Requirement ▸
All of the material should be reproduced exactly, with pictures left out.

>> start

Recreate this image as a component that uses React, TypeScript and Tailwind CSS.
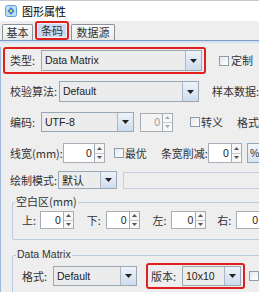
import React from "react";

const CJK = "font-['Noto_Sans_CJK_SC','Noto_Sans',sans-serif]";

function Arrow() {
  return (
    <div className="flex h-full w-[16px] items-center justify-center border-l border-[#a9b8c8] bg-gradient-to-b from-[#eef3f9] to-[#cddcec]">
      <svg width="7" height="4" viewBox="0 0 7 4">
        <path d="M0 0h7L3.5 4z" fill="#222" />
      </svg>
    </div>
  );
}

function Combo({ w, h = 20, text, latin = true }: { w: number; h?: number; text: string; latin?: boolean }) {
  return (
    <div
      className="flex shrink-0 items-stretch border border-[#9aa7b5] bg-[#ececec]"
      style={{ width: w, height: h }}
    >
      <div
        className={`flex flex-1 items-center pl-[3px] text-[#222] ${latin ? "font-['Liberation_Sans',sans-serif] text-[10.5px]" : CJK + " text-[11px]"}`}
      >
        {text}
      </div>
      <Arrow />
    </div>
  );
}

function Spinner({ fw, h = 18, disabled = false, value = "0" }: { fw: number; h?: number; disabled?: boolean; value?: string }) {
  return (
    <div className="flex shrink-0 items-stretch" style={{ height: h }}>
      <div
        className={`flex items-center justify-end border border-[#a5adb6] pr-[2px] font-['Liberation_Sans',sans-serif] text-[10.5px] ${disabled ? "bg-[#f3f3f3] text-[#9a9a9a]" : "bg-white text-[#222]"}`}
        style={{ width: fw }}
      >
        {value}
      </div>
      <div className="flex w-[10px] flex-col border border-l-0 border-[#a5adb6] bg-[#f7f7f7]">
        <div className="flex flex-1 items-center justify-center border-b border-[#c4c9cf]">
          <svg width="5" height="3" viewBox="0 0 5 3">
            <path d="M2.5 0L5 3H0z" fill={disabled ? "#aaa" : "#555"} />
          </svg>
        </div>
        <div className="flex flex-1 items-center justify-center">
          <svg width="5" height="3" viewBox="0 0 5 3">
            <path d="M0 0h5L2.5 3z" fill={disabled ? "#aaa" : "#555"} />
          </svg>
        </div>
      </div>
    </div>
  );
}

function Check() {
  return <div className="h-[10px] w-[10px] shrink-0 border border-[#8e9caa] bg-gradient-to-br from-[#e4e9ee] to-white" />;
}

export default function App() {
  return (
    <div className={`h-[292px] w-[259px] overflow-hidden whitespace-nowrap bg-[#eeeeee] text-[11px] leading-none text-[#333] ${CJK}`}>
      {/* title bar */}
      <div className="flex h-[21px] items-center gap-[5px] border-t border-[#c8c8c8] bg-white pl-[5px] text-[11px] text-black">
        <svg width="12" height="12" viewBox="0 0 12 12">
          <rect x="0.5" y="0.5" width="11" height="11" rx="2" fill="#bfe0f7" stroke="#5b9bd5" />
          <path d="M6 2l3.5 4L6 10 2.5 6z" fill="#2f7fd1" />
          <circle cx="6" cy="6" r="1.4" fill="#f5d142" />
        </svg>
        <span>图形属性</span>
      </div>

      {/* tabs */}
      <div className="flex h-[19px] items-end bg-[#eeeeee] pl-[2px]">
        <div className="flex h-[16px] w-[31px] items-center justify-center rounded-t-[2px] border border-b-0 border-[#8d9199] bg-gradient-to-b from-[#fbfbfb] to-[#e9e9e9]">
          基本
        </div>
        <div className="ml-[2px] flex h-[19px] w-[34px] items-center justify-center rounded-[3px] border-2 border-[#e21f1f] p-[1px]">
          <div className="flex h-full w-full items-center justify-center bg-[#c7dcf2]">条码</div>
        </div>
        <div className="ml-[2px] flex h-[16px] w-[44px] items-center justify-center rounded-t-[2px] border border-b-0 border-[#8d9199] bg-gradient-to-b from-[#fbfbfb] to-[#e9e9e9]">
          数据源
        </div>
      </div>
      <div className="h-[1px] bg-[#7b9cc6]" />
      <div className="h-[2px] bg-[#d3e1f1]" />

      {/* content */}
      <div className="h-[250px] border-l border-[#9db8d9]">
        {/* row 1 */}
        <div className="mt-[4px] flex h-[27px] items-center">
          <div className="ml-[2px] flex h-[27px] w-[203px] items-center rounded-[3px] border-2 border-[#e21f1f] pl-[5px]">
            <span className="w-[31px]">类型:</span>
            <Combo w={161} h={21} text="Data Matrix" />
          </div>
          <div className="ml-[13px]">
            <Check />
          </div>
          <span className="ml-[2px]">定制</span>
        </div>

        {/* row 2 */}
        <div className="mt-[7px] flex h-[21px] items-center pl-[9px]">
          <span className="w-[51px]">校验算法:</span>
          <Combo w={140} h={21} text="Default" />
          <span className="ml-[13px]">样本数据:</span>
        </div>

        {/* row 3 */}
        <div className="mt-[10px] flex h-[20px] items-center pl-[9px]">
          <span className="w-[32px]">编码:</span>
          <Combo w={93} h={20} text="UTF-8" />
          <div className="ml-[6px]">
            <Spinner fw={23} h={19} disabled />
          </div>
          <div className="ml-[17px]">
            <Check />
          </div>
          <span className="ml-[1px]">转义</span>
          <span className="ml-[14px]">格式</span>
        </div>

        {/* row 4 */}
        <div className="mt-[11px] flex h-[20px] items-center pl-[9px]">
          <span className="w-[53px]">线宽(mm):</span>
          <Spinner fw={32} h={20} />
          <div className="ml-[9px]">
            <Check />
          </div>
          <span className="ml-[1px]">最优</span>
          <span className="ml-[14px] w-[50px]">条宽削减:</span>
          <Spinner fw={24} h={20} />
          <div className="ml-[5px] flex h-[20px] w-[20px] shrink-0 items-center border border-[#8fa6bf] bg-gradient-to-b from-[#f2f6fb] to-[#d6e3f0] pl-[2px] font-['Liberation_Sans',sans-serif] text-[10.5px]">
            %
          </div>
        </div>

        {/* row 5 */}
        <div className="mt-[8px] flex h-[18px] items-center pl-[9px]">
          <span className="w-[48px] shrink-0">绘制模式:</span>
          <Combo w={59} h={18} text="默认" latin={false} />
          <div className="ml-[6px] h-[17px] w-[150px] shrink-0 border border-[#c5d0dc] bg-[#eeeeee]" />
        </div>

        {/* blank area group */}
        <div className="relative ml-[11px] mt-[13px] h-[38px] w-[260px] rounded-[2px] border border-[#b9cbe0]">
          <span className="absolute left-[2px] top-[-7px] bg-[#eeeeee] px-[1px]">空白区(mm)</span>
          <div className="mt-[8px] flex h-[18px] items-center pl-[9px]">
            <span className="w-[21px]">上:</span>
            <Spinner fw={24} />
            <span className="ml-[13px] w-[22px]">下:</span>
            <Spinner fw={24} />
            <span className="ml-[13px] w-[22px]">左:</span>
            <Spinner fw={25} />
            <span className="ml-[11px] w-[22px]">右:</span>
            <Spinner fw={25} />
          </div>
        </div>

        {/* data matrix group */}
        <div className="relative ml-[11px] mt-[15px] h-[60px] w-[260px] rounded-[2px] border border-[#b9cbe0]">
          <span className="absolute left-[3px] top-[-7px] bg-[#eeeeee] px-[1px] font-['Liberation_Sans',sans-serif] text-[10.5px]">
            Data Matrix
          </span>
          <div className="mt-[7px] flex h-[26px] items-center pl-[9px]">
            <span className="w-[31px]">格式:</span>
            <Combo w={84} h={20} text="Default" />
            <div className="ml-[9px] flex h-[26px] w-[99px] shrink-0 items-center rounded-[3px] border-2 border-[#e21f1f] pl-[3px]">
              <span className="w-[31px]">版本:</span>
              <Combo w={59} h={20} text="10x10" />
            </div>
            <div className="ml-[4px]">
              <Check />
            </div>
          </div>
        </div>
      </div>
    </div>
  );
}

>> end

Output for this exercise ▸
Recreate this image as a component that uses React, TypeScript and Tailwind CSS.
import React from "react";

const CJK = "font-['Noto_Sans_CJK_SC','Noto_Sans',sans-serif]";

function Arrow() {
  return (
    <div className="flex h-full w-[16px] items-center justify-center border-l border-[#a9b8c8] bg-gradient-to-b from-[#eef3f9] to-[#cddcec]">
      <svg width="7" height="4" viewBox="0 0 7 4">
        <path d="M0 0h7L3.5 4z" fill="#222" />
      </svg>
    </div>
  );
}

function Combo({ w, h = 20, text, latin = true }: { w: number; h?: number; text: string; latin?: boolean }) {
  return (
    <div
      className="flex shrink-0 items-stretch border border-[#9aa7b5] bg-[#ececec]"
      style={{ width: w, height: h }}
    >
      <div
        className={`flex flex-1 items-center pl-[3px] text-[#222] ${latin ? "font-['Liberation_Sans',sans-serif] text-[10.5px]" : CJK + " text-[11px]"}`}
      >
        {text}
      </div>
      <Arrow />
    </div>
  );
}

function Spinner({ fw, h = 18, disabled = false, value = "0" }: { fw: number; h?: number; disabled?: boolean; value?: string }) {
  return (
    <div className="flex shrink-0 items-stretch" style={{ height: h }}>
      <div
        className={`flex items-center justify-end border border-[#a5adb6] pr-[2px] font-['Liberation_Sans',sans-serif] text-[10.5px] ${disabled ? "bg-[#f3f3f3] text-[#9a9a9a]" : "bg-white text-[#222]"}`}
        style={{ width: fw }}
      >
        {value}
      </div>
      <div className="flex w-[10px] flex-col border border-l-0 border-[#a5adb6] bg-[#f7f7f7]">
        <div className="flex flex-1 items-center justify-center border-b border-[#c4c9cf]">
          <svg width="5" height="3" viewBox="0 0 5 3">
            <path d="M2.5 0L5 3H0z" fill={disabled ? "#aaa" : "#555"} />
          </svg>
        </div>
        <div className="flex flex-1 items-center justify-center">
          <svg width="5" height="3" viewBox="0 0 5 3">
            <path d="M0 0h5L2.5 3z" fill={disabled ? "#aaa" : "#555"} />
          </svg>
        </div>
      </div>
    </div>
  );
}

function Check() {
  return <div className="h-[10px] w-[10px] shrink-0 border border-[#8e9caa] bg-gradient-to-br from-[#e4e9ee] to-white" />;
}

export default function App() {
  return (
    <div className={`h-[292px] w-[259px] overflow-hidden whitespace-nowrap bg-[#eeeeee] text-[11px] leading-none text-[#333] ${CJK}`}>
      {/* title bar */}
      <div className="flex h-[21px] items-center gap-[5px] border-t border-[#c8c8c8] bg-white pl-[5px] text-[11px] text-black">
        <svg width="12" height="12" viewBox="0 0 12 12">
          <rect x="0.5" y="0.5" width="11" height="11" rx="2" fill="#bfe0f7" stroke="#5b9bd5" />
          <path d="M6 2l3.5 4L6 10 2.5 6z" fill="#2f7fd1" />
          <circle cx="6" cy="6" r="1.4" fill="#f5d142" />
        </svg>
        <span>图形属性</span>
      </div>

      {/* tabs */}
      <div className="flex h-[19px] items-end bg-[#eeeeee] pl-[2px]">
        <div className="flex h-[16px] w-[31px] items-center justify-center rounded-t-[2px] border border-b-0 border-[#8d9199] bg-gradient-to-b from-[#fbfbfb] to-[#e9e9e9]">
          基本
        </div>
        <div className="ml-[2px] flex h-[19px] w-[34px] items-center justify-center rounded-[3px] border-2 border-[#e21f1f] p-[1px]">
          <div className="flex h-full w-full items-center justify-center bg-[#c7dcf2]">条码</div>
        </div>
        <div className="ml-[2px] flex h-[16px] w-[44px] items-center justify-center rounded-t-[2px] border border-b-0 border-[#8d9199] bg-gradient-to-b from-[#fbfbfb] to-[#e9e9e9]">
          数据源
        </div>
      </div>
      <div className="h-[1px] bg-[#7b9cc6]" />
      <div className="h-[2px] bg-[#d3e1f1]" />

      {/* content */}
      <div className="h-[250px] border-l border-[#9db8d9]">
        {/* row 1 */}
        <div className="mt-[4px] flex h-[27px] items-center">
          <div className="ml-[2px] flex h-[27px] w-[203px] items-center rounded-[3px] border-2 border-[#e21f1f] pl-[5px]">
            <span className="w-[31px]">类型:</span>
            <Combo w={161} h={21} text="Data Matrix" />
          </div>
          <div className="ml-[13px]">
            <Check />
          </div>
          <span className="ml-[2px]">定制</span>
        </div>

        {/* row 2 */}
        <div className="mt-[7px] flex h-[21px] items-center pl-[9px]">
          <span className="w-[51px]">校验算法:</span>
          <Combo w={140} h={21} text="Default" />
          <span className="ml-[13px]">样本数据:</span>
        </div>

        {/* row 3 */}
        <div className="mt-[10px] flex h-[20px] items-center pl-[9px]">
          <span className="w-[32px]">编码:</span>
          <Combo w={93} h={20} text="UTF-8" />
          <div className="ml-[6px]">
            <Spinner fw={23} h={19} disabled />
          </div>
          <div className="ml-[17px]">
            <Check />
          </div>
          <span className="ml-[1px]">转义</span>
          <span className="ml-[14px]">格式</span>
        </div>

        {/* row 4 */}
        <div className="mt-[11px] flex h-[20px] items-center pl-[9px]">
          <span className="w-[53px]">线宽(mm):</span>
          <Spinner fw={32} h={20} />
          <div className="ml-[9px]">
            <Check />
          </div>
          <span className="ml-[1px]">最优</span>
          <span className="ml-[14px] w-[50px]">条宽削减:</span>
          <Spinner fw={24} h={20} />
          <div className="ml-[5px] flex h-[20px] w-[20px] shrink-0 items-center border border-[#8fa6bf] bg-gradient-to-b from-[#f2f6fb] to-[#d6e3f0] pl-[2px] font-['Liberation_Sans',sans-serif] text-[10.5px]">
            %
          </div>
        </div>

        {/* row 5 */}
        <div className="mt-[8px] flex h-[18px] items-center pl-[9px]">
          <span className="w-[48px] shrink-0">绘制模式:</span>
          <Combo w={59} h={18} text="默认" latin={false} />
          <div className="ml-[6px] h-[17px] w-[150px] shrink-0 border border-[#c5d0dc] bg-[#eeeeee]" />
        </div>

        {/* blank area group */}
        <div className="relative ml-[11px] mt-[13px] h-[38px] w-[260px] rounded-[2px] border border-[#b9cbe0]">
          <span className="absolute left-[2px] top-[-7px] bg-[#eeeeee] px-[1px]">空白区(mm)</span>
          <div className="mt-[8px] flex h-[18px] items-center pl-[9px]">
            <span className="w-[21px]">上:</span>
            <Spinner fw={24} />
            <span className="ml-[13px] w-[22px]">下:</span>
            <Spinner fw={24} />
            <span className="ml-[13px] w-[22px]">左:</span>
            <Spinner fw={25} />
            <span className="ml-[11px] w-[22px]">右:</span>
            <Spinner fw={25} />
          </div>
        </div>

        {/* data matrix group */}
        <div className="relative ml-[11px] mt-[15px] h-[60px] w-[260px] rounded-[2px] border border-[#b9cbe0]">
          <span className="absolute left-[3px] top-[-7px] bg-[#eeeeee] px-[1px] font-['Liberation_Sans',sans-serif] text-[10.5px]">
            Data Matrix
          </span>
          <div className="mt-[7px] flex h-[26px] items-center pl-[9px]">
            <span className="w-[31px]">格式:</span>
            <Combo w={84} h={20} text="Default" />
            <div className="ml-[9px] flex h-[26px] w-[99px] shrink-0 items-center rounded-[3px] border-2 border-[#e21f1f] pl-[3px]">
              <span className="w-[31px]">版本:</span>
              <Combo w={59} h={20} text="10x10" />
            </div>
            <div className="ml-[4px]">
              <Check />
            </div>
          </div>
        </div>
      </div>
    </div>
  );
}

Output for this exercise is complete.